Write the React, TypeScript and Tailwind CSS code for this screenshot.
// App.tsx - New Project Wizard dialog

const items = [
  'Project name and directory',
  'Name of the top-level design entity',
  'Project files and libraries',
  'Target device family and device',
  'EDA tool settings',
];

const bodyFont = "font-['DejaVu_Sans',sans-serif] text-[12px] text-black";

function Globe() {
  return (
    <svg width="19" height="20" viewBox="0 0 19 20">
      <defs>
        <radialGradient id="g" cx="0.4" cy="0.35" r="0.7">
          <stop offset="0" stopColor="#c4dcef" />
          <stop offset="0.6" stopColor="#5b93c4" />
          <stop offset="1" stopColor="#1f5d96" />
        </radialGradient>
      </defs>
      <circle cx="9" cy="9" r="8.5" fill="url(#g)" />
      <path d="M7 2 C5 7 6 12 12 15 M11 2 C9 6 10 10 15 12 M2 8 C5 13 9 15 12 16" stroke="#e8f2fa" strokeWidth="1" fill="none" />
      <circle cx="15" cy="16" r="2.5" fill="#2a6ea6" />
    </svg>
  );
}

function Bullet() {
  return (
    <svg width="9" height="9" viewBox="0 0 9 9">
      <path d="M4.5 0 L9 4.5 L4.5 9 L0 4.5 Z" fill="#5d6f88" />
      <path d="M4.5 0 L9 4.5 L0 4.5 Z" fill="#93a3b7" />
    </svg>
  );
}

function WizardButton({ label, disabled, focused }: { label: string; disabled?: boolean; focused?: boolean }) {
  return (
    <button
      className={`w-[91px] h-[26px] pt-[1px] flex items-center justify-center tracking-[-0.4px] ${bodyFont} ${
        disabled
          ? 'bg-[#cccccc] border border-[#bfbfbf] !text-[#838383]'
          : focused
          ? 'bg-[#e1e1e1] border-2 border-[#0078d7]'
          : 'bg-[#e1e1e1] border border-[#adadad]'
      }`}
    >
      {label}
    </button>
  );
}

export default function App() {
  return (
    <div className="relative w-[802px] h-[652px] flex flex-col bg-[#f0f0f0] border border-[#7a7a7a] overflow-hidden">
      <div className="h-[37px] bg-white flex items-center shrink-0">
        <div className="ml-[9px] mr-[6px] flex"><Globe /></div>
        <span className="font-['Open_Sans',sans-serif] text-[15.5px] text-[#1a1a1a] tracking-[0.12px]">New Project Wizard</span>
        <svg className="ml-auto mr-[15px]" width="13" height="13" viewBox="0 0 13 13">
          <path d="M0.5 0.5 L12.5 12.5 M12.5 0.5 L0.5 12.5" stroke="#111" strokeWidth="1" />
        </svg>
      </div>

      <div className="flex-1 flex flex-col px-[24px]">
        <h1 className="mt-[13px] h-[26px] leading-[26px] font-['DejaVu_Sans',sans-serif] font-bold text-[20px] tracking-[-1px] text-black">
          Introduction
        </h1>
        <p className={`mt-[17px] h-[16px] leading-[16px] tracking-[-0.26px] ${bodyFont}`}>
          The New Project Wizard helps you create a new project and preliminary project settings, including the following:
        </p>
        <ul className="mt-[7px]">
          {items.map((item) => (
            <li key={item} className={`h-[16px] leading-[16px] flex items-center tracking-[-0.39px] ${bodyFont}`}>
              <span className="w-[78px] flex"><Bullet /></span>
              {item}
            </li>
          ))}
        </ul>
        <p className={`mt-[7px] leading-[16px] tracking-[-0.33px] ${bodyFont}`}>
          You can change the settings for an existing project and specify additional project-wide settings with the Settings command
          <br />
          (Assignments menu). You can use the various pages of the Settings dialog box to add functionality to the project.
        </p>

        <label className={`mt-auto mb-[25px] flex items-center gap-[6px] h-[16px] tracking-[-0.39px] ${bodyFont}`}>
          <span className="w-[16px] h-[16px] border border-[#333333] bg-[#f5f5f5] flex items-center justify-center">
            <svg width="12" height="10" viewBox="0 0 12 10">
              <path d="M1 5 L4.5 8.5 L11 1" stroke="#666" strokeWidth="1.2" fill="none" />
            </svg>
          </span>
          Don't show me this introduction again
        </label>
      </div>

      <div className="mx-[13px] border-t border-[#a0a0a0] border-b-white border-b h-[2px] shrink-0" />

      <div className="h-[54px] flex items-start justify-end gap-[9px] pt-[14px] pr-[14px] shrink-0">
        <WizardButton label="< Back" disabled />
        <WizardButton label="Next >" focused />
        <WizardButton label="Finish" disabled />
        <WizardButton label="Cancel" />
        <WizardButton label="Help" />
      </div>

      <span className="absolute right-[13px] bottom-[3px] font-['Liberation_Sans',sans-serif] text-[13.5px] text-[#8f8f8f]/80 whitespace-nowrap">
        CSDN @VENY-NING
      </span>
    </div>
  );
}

:: Goal ::
Nothing should be left out: repeat all of the data exactly.

:: Response below ::
Write the React, TypeScript and Tailwind CSS code for this screenshot.
// App.tsx - New Project Wizard dialog

const items = [
  'Project name and directory',
  'Name of the top-level design entity',
  'Project files and libraries',
  'Target device family and device',
  'EDA tool settings',
];

const bodyFont = "font-['DejaVu_Sans',sans-serif] text-[12px] text-black";

function Globe() {
  return (
    <svg width="19" height="20" viewBox="0 0 19 20">
      <defs>
        <radialGradient id="g" cx="0.4" cy="0.35" r="0.7">
          <stop offset="0" stopColor="#c4dcef" />
          <stop offset="0.6" stopColor="#5b93c4" />
          <stop offset="1" stopColor="#1f5d96" />
        </radialGradient>
      </defs>
      <circle cx="9" cy="9" r="8.5" fill="url(#g)" />
      <path d="M7 2 C5 7 6 12 12 15 M11 2 C9 6 10 10 15 12 M2 8 C5 13 9 15 12 16" stroke="#e8f2fa" strokeWidth="1" fill="none" />
      <circle cx="15" cy="16" r="2.5" fill="#2a6ea6" />
    </svg>
  );
}

function Bullet() {
  return (
    <svg width="9" height="9" viewBox="0 0 9 9">
      <path d="M4.5 0 L9 4.5 L4.5 9 L0 4.5 Z" fill="#5d6f88" />
      <path d="M4.5 0 L9 4.5 L0 4.5 Z" fill="#93a3b7" />
    </svg>
  );
}

function WizardButton({ label, disabled, focused }: { label: string; disabled?: boolean; focused?: boolean }) {
  return (
    <button
      className={`w-[91px] h-[26px] pt-[1px] flex items-center justify-center tracking-[-0.4px] ${bodyFont} ${
        disabled
          ? 'bg-[#cccccc] border border-[#bfbfbf] !text-[#838383]'
          : focused
          ? 'bg-[#e1e1e1] border-2 border-[#0078d7]'
          : 'bg-[#e1e1e1] border border-[#adadad]'
      }`}
    >
      {label}
    </button>
  );
}

export default function App() {
  return (
    <div className="relative w-[802px] h-[652px] flex flex-col bg-[#f0f0f0] border border-[#7a7a7a] overflow-hidden">
      <div className="h-[37px] bg-white flex items-center shrink-0">
        <div className="ml-[9px] mr-[6px] flex"><Globe /></div>
        <span className="font-['Open_Sans',sans-serif] text-[15.5px] text-[#1a1a1a] tracking-[0.12px]">New Project Wizard</span>
        <svg className="ml-auto mr-[15px]" width="13" height="13" viewBox="0 0 13 13">
          <path d="M0.5 0.5 L12.5 12.5 M12.5 0.5 L0.5 12.5" stroke="#111" strokeWidth="1" />
        </svg>
      </div>

      <div className="flex-1 flex flex-col px-[24px]">
        <h1 className="mt-[13px] h-[26px] leading-[26px] font-['DejaVu_Sans',sans-serif] font-bold text-[20px] tracking-[-1px] text-black">
          Introduction
        </h1>
        <p className={`mt-[17px] h-[16px] leading-[16px] tracking-[-0.26px] ${bodyFont}`}>
          The New Project Wizard helps you create a new project and preliminary project settings, including the following:
        </p>
        <ul className="mt-[7px]">
          {items.map((item) => (
            <li key={item} className={`h-[16px] leading-[16px] flex items-center tracking-[-0.39px] ${bodyFont}`}>
              <span className="w-[78px] flex"><Bullet /></span>
              {item}
            </li>
          ))}
        </ul>
        <p className={`mt-[7px] leading-[16px] tracking-[-0.33px] ${bodyFont}`}>
          You can change the settings for an existing project and specify additional project-wide settings with the Settings command
          <br />
          (Assignments menu). You can use the various pages of the Settings dialog box to add functionality to the project.
        </p>

        <label className={`mt-auto mb-[25px] flex items-center gap-[6px] h-[16px] tracking-[-0.39px] ${bodyFont}`}>
          <span className="w-[16px] h-[16px] border border-[#333333] bg-[#f5f5f5] flex items-center justify-center">
            <svg width="12" height="10" viewBox="0 0 12 10">
              <path d="M1 5 L4.5 8.5 L11 1" stroke="#666" strokeWidth="1.2" fill="none" />
            </svg>
          </span>
          Don't show me this introduction again
        </label>
      </div>

      <div className="mx-[13px] border-t border-[#a0a0a0] border-b-white border-b h-[2px] shrink-0" />

      <div className="h-[54px] flex items-start justify-end gap-[9px] pt-[14px] pr-[14px] shrink-0">
        <WizardButton label="< Back" disabled />
        <WizardButton label="Next >" focused />
        <WizardButton label="Finish" disabled />
        <WizardButton label="Cancel" />
        <WizardButton label="Help" />
      </div>

      <span className="absolute right-[13px] bottom-[3px] font-['Liberation_Sans',sans-serif] text-[13.5px] text-[#8f8f8f]/80 whitespace-nowrap">
        CSDN @VENY-NING
      </span>
    </div>
  );
}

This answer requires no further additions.